Despite such handicaps, FMSAC analysts could rely on the fact that certain basic measurements, such as acceleration and fuel pressure, were required during any test, and that the numbers associated with particular aspects of the missile’s performance would behave in a certain manner. Thus, when the system feeding propellant to an engine shut off, measured pressure would drop to zero in considerably less than a second, and the turbine would take four to eight seconds to coast to a stop.
87

An analogy can be drawn to a car: A person riding in a car would expect to have a set of gauges on the dashboard measuring speed, oil pressure, and other aspects of the car’s performance. Even if those instruments were placed in unconventional positions in the car and no units of measurement were indicated, it would be possible to correlate specific instruments with the car’s behavior to determine both the function of an instrument as well as the units of measurement employed. Thus, “given a
fair sample of powered flight telemetry, the analyst can usually say whether the vehicle is liquid or solid-fueled, whether it has a single burning stage or multiple stages, and what ratio of payload to total weight it probably has.”
88

Analysts also examined telemetry to create a record of the liquid level at the bottom of the propellant tank as burnout neared. From that information, they sometimes could determine the shape of the bottom of the tank, a determination that could then be used in estimating missile size—which as the SS-8 debate indicated could be a key issue in assessing the missile’s capabilities. Telemetry data could be combined with other data to determine the velocity, acceleration, flight path, and angle of a reentry vehicle’s descent—significant data in establishing its vulnerability to missile defense systems.
89

Turning telemetry and other technical data into estimates of the characteristics of Soviet missiles allowed the national estimates on Soviet strategic forces, such as the October 1964 NIE, to assess the probable range, accuracy, reentry vehicle weight, warhead weight, warhead yield, and type of propellant for each operational Soviet missile.
90
Such data were important not only in assessing the Soviet threat and U.S. strategic requirements but also, a few years down the road, in developing arms control strategies.

EAVESDROPPERS

A significant part of the data that FMSAC and other elements of the intelligence community relied upon in attempting to decipher the Soviet missile and space programs was provided by the directorate’s own collection activities—particularly those of the Office of ELINT (OEL).

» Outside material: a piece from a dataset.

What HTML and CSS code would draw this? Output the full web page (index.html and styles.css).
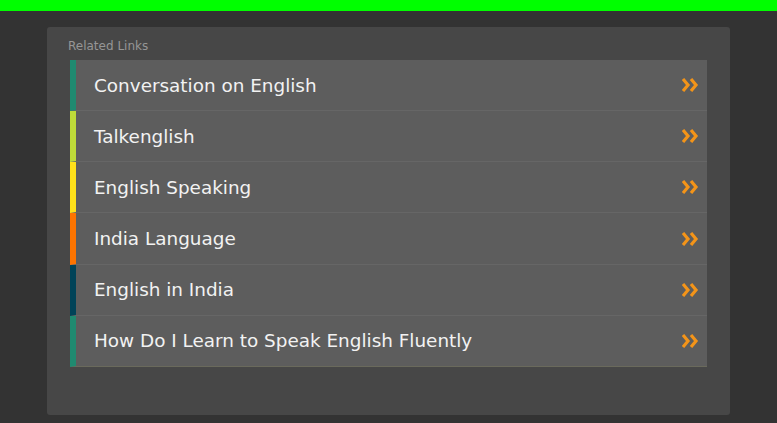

The CIA-funded Norwegian station at Kirkenes and its subsidiary METRO outpost at Korpfjell continued to intercept communications, telemetry, and other electronic signals. To enhance intercept capability, the CIA budgeted part of $104,000 to replace one of the principal ELINT receivers at the Kirkenes site during the 1966–1967 fiscal year.
91

The remainder of the money went to “activate an ELINT boat operation in the Barents Sea,” which was targeted against Soviet naval operations. In 1965, the
Globe XIV,
a whale catcher, was purchased and converted into the ELINT ship
Marjata I
. The
Marjata I
replaced the
Eger
in 1966. Soon after the
Marjata
’s first operations, it became the subject of intense Soviet interest, and some “incidents” followed, but the Norwegians did not consider them sufficiently serious to halt the operations.
92

According to John McMahon, the Norwegians were “not intimidated,” and the boat operation produced “great intelligence.” Included were data on launches out of the White Sea, on air-to-air and air-to-ground missile launches, and on Soviet practice firings from the Barents Sea. The operation also provided “good COMINT coverage.”
93

OEL also sought to improve its ability to monitor missile tests emanating from Tyuratam and antimissile activity at Sary Shagan. In 1965 and 1966, OEL established a second telemetry intercept station in northeastern Iran at Kabkan, forty miles east of Meshed. Code-named TACKSMAN II, the station was only 650 miles southwest of Tyuratam.
94
As with the TACKSMAN I facility at Beshahr, it was a strictly U.S. operation, with no Iranians permitted inside the facilities. It also had, as did the Beshahr site, a communications intercept capability to permit monitoring of test range communications.
95

TACKSMAN II was located in a remote mountainous area inhabited by nomads, and although the station became home to advanced electronic equipment, living conditions were primitive for those on the site survey team and the initial permanent contingent.
96
Bob Phillips was among the seven people who established the site in 1965, and he returned in 1966 to spend a year as chief engineer. The nine or ten individuals who spent that year at TACKSMAN II had to dig a slit trench to serve as the latrine, carry water up the mountain, and have their supplies flown in from Tehran. It was “like camping out for a year,” Phillips recalled, except camping out usually does not involve “sitting on a slit trench [in freezing weather] in the middle of the night.” The site was devoid of trees, a factor Phillips believed influenced his later decision to buy a house in an area of northern Virginia that had “trees everywhere.”
97

But the hardships endured by the CIA’s personnel on an isolated mountain in Iran paid huge dividends for the FMSAC analysts who were trying to crack the Soviet missile and antimissile programs. At their peak, the Iranian stations provided about 85 percent of the hard intelligence on the Soviet ICBM program. The sites could do what no other U.S. intercept sites could do—monitor the last moments of the firing of the missile’s first stage, which meant a greater degree of confidence in determining missile dimensions and throw weight. The material, according to Phillips, came in “pure” and required no exotic processing. To FMSAC chief Duckett, it was “pure gold.”